The principle of improvisation – of beginning a performance without pre-set plan or script, without knowing where it will lead – necessarily embraces a sense of risk and uncertainty, the stepping off or away from what is known or certain towards a state of ‘not knowing’. Indeed, receptivity to the experience of ‘not knowing’ is necessary for invention and intervention within artistic enquiry.Footnote2 For Elizabeth Fisher and Rebecca Fortnum:

Artists often begin something without knowing how it will turn out. In practice, this translates as thinking through doing. Some of the methods used by artists to drive the creative process or work out problems can seem counter-intuitive or irrational: distraction or relinquishing control, embracing chance and collaboration, following a hunch rather than a rationale; privileging the senses over the intellect. (Citation2013, 7)

They argue that whilst such principles of ‘thinking through doing’ are often associated with a ‘largely negative lexicon’ (the uncertain, invisible, incomprehensible), at other times, ‘not knowing is not only to be overcome, but sought, explored and savoured; where failure, boredom, frustration and getting lost are constructively deployed’ (Fisher and Fortnum, Citation2013, 7). I would argue that like other forms of artistic enquiry, some live coders actively deploy these ‘tactics for not knowing’ (Cocker Citation2013b) as a means for generating new ways of working (live). Rather than striving to successfully execute an already known and rehearsed ‘script’ (the repetition or revisitation of what already exists), the criticality of a performance could be conceived in relation to the possibility therein for encountering something new; in the challenge, provocation and even pleasure of the unexpected. Here, new forms of operating are provoked into being through the encounter with a situation unlike what has come before. Indeed, Sarat Maharaj differentiates between innovation (conceived as the ‘improvement and incremental adding to what is already there’) and a species of creativity that is ‘about discontinuity, about rupture, about production and emergence, and the spasmic appearance of something entirely unexpected and new’ (Citation2012). He uses the term benightedness to describe the creative ‘journey into the unforeseeable’ (Maharaj Citation2012). For Maharaj, not knowing does not describe a state of ignorance, but rather the temporary suspension – a letting go, relinquishing or momentary knocking back – of fixed ideas and ways of operating (the already known) in order to allow in the possibilities of surprise.

Live coding performances actively disclose to an audience their moments of not knowing, of trial and error, of testing something out (through endless subtractive and additive procedures, the testing of constants and variables), moreover, the promise of not knowing (and the risk, uncertainty and sometimes even messiness therein) is arguably part of live coding’s improvisational performativity.
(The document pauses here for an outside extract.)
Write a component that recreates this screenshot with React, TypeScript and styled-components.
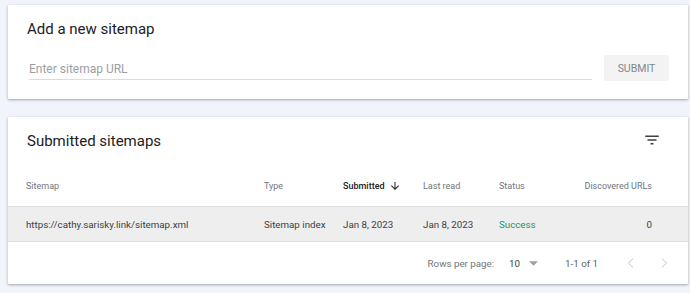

Live coding also has a capacity for a level of self-reflexivity resonant with artistic enquiry, the concern therein not just for the production of performance, but also for the simultaneous disclosure of its ‘thinking process’. This self-reflexivity can also be seen in the folding back of live annotation into the live coding performance itself, presented through commentary, notes and marginalia arising in and through a given performance that are embedded within the textual frame of the code. Here, the operational language of code becomes interwoven with an expositional language intent on contemplating the terms of its own coming into being. Live coding is a practice alert to the circumstances or ‘occasionality’ of its own making, capable of reflexively documenting the unfolding of its own emergence. However the exposition of process (within live coding) is not always concerned with explication, but also has the capacity for adding layers of complexity, further enriching the work itself. Indeed, within live coding (and artistic enquiry more broadly) the process of ‘making visible’ one’s reasoning is not always about transparency, but can sometimes be used (wilfully) to create further opacity, desirable confusion and bewilderment (or even sometimes within live coding for humorous effect). Again, for Mersch, aesthetic reflexivity is performed in the key of showing rather than saying, a reflexivity which is not simply the practice of ‘“reflecting on”, the foundation of which would be intentional consciousness’ (Citation2015, 15). Rather, he asserts, ‘it is something that happened through making art […] reflexivity takes place as an event within constellations and their composition in order to, through them, draw something out that could not otherwise be elicited’ (Mersch Citation2015, 15).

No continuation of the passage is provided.